Brauchen als Angewiesensein im Unterschied zur Abhängigkeit bedeutet: Es liegt
ein echtes Bedürfnis vor. Das heißt: Es entspricht der natürlichen Veranlagung
dieses Wesens, dass dieser Bedarf gedeckt wird. Bei Tieren nennt man das
„artgerechte“ Haltung. Schafe zum Beispiel brauchen unter anderem gute Weide,
gutes Wasser und einen guten Hirten. Sie sind angewiesen darauf. Abhängig sind
sie nicht, denn abhängig zu sein ist absolut: Wenn ich nicht bekomme, wovon
ich abhängig bin, kann ich nicht mehr leben. Ein Schaf ohne Hirten kann in
der Vereinzelung weiterleben, aber unter sehr schwierigen Umständen. Die
Wahrscheinlichkeit, dass es bald zugrunde geht, ist hoch. Weil der Mensch
kein Schaf ist, sind seine Fähigkeiten, unerfüllte Bedürfnisse auszugleichen,
ungleich größer. Das stolze und tapfere „Ich bin auf euch nicht angewiesen!“
dort, wo der Mensch den Machtmissbrauch anderer erlebt, trifft durchaus zu,
im Sinne der Entscheidung, auf etwas zu verzichten, das man eigentlich
brauchen würde. Aber das Leben wird schwerer dadurch. Nicht selten wird
es grausam schwer dadurch.
Nicht nur die Schwachen werden Opfer des Machtmissbrauchs, sondern gerade auch
die Starken.
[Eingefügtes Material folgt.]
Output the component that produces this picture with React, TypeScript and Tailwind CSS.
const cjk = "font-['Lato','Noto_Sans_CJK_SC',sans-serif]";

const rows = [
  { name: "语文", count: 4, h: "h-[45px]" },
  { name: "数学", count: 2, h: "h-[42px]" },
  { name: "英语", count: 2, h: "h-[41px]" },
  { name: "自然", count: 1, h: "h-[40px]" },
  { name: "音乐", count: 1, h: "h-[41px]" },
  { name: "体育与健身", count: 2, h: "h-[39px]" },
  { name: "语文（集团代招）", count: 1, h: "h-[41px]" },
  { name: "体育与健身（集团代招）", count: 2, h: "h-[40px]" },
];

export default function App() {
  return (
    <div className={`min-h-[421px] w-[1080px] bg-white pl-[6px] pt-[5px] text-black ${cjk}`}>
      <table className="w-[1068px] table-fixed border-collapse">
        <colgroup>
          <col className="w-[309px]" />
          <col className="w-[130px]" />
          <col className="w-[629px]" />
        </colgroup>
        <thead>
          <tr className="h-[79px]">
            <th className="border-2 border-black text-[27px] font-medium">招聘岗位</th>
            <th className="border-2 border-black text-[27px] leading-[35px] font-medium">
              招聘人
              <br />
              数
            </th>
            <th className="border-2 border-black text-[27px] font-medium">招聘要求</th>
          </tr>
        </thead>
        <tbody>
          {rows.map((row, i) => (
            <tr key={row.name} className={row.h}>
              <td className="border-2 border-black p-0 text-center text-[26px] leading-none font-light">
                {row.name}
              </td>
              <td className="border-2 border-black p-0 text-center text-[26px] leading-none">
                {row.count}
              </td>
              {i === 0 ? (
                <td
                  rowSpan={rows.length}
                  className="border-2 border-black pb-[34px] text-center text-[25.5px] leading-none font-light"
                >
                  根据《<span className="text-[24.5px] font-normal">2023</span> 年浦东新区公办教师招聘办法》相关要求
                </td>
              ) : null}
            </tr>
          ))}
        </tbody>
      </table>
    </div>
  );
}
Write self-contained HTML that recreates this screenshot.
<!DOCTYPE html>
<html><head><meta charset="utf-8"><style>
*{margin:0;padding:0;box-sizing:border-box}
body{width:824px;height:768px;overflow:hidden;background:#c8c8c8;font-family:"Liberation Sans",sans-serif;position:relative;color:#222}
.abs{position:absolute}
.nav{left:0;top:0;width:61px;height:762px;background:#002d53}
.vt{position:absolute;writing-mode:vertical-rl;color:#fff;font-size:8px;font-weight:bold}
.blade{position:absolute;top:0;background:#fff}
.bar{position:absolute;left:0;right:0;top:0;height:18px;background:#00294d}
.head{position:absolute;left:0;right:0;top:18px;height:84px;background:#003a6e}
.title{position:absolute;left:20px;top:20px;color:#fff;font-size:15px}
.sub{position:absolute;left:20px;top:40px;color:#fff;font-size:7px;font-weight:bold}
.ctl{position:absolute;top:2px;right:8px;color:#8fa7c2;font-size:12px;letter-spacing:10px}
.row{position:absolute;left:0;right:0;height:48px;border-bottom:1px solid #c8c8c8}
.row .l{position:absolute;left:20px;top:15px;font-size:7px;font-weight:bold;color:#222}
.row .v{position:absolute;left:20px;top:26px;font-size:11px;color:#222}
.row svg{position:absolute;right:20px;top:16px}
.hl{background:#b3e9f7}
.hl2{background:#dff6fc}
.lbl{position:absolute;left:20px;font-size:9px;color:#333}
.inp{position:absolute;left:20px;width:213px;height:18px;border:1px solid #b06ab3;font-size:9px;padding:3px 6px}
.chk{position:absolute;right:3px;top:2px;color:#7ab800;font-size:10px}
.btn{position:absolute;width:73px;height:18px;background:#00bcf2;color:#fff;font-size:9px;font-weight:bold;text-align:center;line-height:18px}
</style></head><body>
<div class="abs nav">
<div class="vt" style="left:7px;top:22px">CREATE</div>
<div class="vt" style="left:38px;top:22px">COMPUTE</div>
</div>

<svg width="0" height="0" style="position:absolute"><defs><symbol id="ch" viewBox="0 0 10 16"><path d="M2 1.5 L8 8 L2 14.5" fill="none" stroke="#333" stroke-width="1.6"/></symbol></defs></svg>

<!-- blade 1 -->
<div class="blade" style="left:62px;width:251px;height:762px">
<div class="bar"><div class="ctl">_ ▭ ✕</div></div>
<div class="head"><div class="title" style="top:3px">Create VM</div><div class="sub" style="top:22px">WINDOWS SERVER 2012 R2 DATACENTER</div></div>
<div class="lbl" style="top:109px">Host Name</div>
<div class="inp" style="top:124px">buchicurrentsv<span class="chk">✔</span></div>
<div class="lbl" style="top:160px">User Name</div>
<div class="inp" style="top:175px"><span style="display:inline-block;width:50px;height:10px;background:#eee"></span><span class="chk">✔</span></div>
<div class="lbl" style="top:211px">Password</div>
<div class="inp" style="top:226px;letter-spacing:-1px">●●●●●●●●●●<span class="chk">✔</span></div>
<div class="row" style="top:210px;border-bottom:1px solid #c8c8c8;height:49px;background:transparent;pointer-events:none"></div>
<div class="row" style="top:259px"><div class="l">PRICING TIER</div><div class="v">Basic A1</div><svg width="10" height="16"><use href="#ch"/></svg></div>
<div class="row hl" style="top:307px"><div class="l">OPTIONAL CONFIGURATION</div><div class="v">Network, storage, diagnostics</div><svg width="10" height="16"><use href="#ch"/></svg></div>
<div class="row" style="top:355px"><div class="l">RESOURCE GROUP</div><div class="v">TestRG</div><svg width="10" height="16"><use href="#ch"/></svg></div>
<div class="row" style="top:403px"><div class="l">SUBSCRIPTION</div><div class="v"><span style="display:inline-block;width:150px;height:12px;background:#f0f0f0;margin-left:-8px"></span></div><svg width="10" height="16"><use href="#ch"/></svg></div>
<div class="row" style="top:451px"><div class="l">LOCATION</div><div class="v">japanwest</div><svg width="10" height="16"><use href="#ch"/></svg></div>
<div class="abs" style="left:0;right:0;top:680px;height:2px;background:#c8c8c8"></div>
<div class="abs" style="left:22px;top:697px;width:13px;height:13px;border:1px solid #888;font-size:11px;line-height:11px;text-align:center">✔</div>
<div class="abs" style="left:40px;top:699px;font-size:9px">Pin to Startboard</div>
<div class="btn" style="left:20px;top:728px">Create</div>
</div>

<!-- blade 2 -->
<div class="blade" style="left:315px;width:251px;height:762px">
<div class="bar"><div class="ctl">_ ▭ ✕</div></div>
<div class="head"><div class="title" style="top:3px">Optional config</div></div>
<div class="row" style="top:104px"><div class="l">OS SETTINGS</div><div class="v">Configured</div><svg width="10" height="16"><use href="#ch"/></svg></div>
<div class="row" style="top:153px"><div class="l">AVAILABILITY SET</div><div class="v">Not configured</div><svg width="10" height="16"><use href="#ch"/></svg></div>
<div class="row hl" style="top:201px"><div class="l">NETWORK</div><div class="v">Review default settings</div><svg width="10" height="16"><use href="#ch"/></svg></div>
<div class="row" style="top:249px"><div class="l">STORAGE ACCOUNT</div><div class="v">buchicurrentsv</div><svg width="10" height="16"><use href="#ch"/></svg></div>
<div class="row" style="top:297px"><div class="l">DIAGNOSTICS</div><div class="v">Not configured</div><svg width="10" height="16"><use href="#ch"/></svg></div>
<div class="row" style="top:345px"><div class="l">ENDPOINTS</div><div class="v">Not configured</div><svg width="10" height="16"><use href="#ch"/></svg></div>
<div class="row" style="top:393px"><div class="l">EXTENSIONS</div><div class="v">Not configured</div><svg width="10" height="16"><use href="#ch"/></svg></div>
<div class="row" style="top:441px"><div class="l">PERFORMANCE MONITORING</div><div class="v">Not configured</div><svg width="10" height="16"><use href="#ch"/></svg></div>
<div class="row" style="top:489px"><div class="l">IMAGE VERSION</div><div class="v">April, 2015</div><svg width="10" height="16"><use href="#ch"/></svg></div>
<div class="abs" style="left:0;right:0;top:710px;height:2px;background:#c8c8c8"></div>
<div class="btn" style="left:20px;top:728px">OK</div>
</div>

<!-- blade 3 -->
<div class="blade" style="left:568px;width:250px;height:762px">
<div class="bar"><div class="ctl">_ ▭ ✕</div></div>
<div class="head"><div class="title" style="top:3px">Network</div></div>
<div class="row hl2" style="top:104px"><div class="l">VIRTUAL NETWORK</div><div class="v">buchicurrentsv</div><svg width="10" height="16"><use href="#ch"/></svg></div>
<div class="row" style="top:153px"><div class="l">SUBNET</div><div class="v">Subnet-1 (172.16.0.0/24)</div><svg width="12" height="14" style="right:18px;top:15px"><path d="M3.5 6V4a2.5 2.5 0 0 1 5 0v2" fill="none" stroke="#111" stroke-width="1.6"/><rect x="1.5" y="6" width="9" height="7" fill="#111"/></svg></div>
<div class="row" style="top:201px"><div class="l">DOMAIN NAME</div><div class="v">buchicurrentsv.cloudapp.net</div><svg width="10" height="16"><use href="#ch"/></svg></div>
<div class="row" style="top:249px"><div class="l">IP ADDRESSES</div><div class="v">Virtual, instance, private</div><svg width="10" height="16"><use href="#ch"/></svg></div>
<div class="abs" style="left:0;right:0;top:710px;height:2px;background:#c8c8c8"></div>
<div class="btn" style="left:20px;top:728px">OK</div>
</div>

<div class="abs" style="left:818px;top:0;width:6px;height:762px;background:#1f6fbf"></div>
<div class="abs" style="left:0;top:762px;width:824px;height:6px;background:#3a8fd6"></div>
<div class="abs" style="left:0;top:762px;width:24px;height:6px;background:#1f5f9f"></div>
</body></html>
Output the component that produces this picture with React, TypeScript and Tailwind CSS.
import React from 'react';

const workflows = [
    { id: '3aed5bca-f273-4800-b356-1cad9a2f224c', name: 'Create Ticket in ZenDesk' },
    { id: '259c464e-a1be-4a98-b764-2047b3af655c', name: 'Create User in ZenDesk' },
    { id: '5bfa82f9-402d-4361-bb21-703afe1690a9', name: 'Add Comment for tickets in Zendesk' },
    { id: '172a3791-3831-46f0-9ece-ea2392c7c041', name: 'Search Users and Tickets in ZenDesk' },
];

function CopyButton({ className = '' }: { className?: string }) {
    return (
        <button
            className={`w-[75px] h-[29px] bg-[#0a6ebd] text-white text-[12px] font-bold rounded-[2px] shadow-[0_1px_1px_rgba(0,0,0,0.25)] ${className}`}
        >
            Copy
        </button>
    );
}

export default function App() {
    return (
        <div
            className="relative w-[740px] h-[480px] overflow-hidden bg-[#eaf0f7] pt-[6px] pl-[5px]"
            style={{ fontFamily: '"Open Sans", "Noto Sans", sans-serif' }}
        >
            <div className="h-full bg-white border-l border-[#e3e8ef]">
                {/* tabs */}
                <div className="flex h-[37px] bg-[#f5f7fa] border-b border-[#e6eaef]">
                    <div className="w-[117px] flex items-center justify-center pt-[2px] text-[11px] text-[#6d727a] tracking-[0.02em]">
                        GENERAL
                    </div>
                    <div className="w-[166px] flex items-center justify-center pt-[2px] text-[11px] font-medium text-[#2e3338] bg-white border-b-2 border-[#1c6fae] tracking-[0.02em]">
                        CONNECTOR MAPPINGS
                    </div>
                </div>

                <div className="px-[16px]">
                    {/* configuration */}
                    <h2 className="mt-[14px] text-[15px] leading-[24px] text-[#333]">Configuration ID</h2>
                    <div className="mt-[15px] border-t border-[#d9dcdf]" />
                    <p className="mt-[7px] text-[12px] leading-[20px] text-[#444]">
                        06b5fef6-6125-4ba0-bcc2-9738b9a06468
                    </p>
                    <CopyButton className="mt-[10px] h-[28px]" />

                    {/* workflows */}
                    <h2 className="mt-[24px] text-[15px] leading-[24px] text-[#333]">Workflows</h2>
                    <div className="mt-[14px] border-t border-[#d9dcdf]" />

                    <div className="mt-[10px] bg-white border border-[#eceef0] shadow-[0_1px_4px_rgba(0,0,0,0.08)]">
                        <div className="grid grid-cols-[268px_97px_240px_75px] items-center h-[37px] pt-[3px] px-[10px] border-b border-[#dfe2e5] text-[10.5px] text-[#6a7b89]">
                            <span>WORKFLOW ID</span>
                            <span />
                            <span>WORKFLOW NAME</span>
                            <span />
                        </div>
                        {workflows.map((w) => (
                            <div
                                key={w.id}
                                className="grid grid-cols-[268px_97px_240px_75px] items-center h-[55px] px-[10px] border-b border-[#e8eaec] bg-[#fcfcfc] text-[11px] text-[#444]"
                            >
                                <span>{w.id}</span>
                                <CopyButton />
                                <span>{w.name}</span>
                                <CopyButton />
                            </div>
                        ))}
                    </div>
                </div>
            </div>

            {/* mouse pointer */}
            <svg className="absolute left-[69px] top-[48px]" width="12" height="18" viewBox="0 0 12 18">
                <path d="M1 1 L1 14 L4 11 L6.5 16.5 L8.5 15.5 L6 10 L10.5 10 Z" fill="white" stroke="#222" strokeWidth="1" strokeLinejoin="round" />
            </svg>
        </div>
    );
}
Angewiesen sein bedeutet nicht nur, dass Schwaches geschützt und
gestärkt wird, sondern genauso auch, dass Starkes erfährt, willkommen, geachtet,
gewollt und gefördert zu sein. Gebraucht zu werden mit den Gaben und Kompetenzen,
die wir haben, ist vielleicht unser größtes seelisches Bedürfnis überhaupt.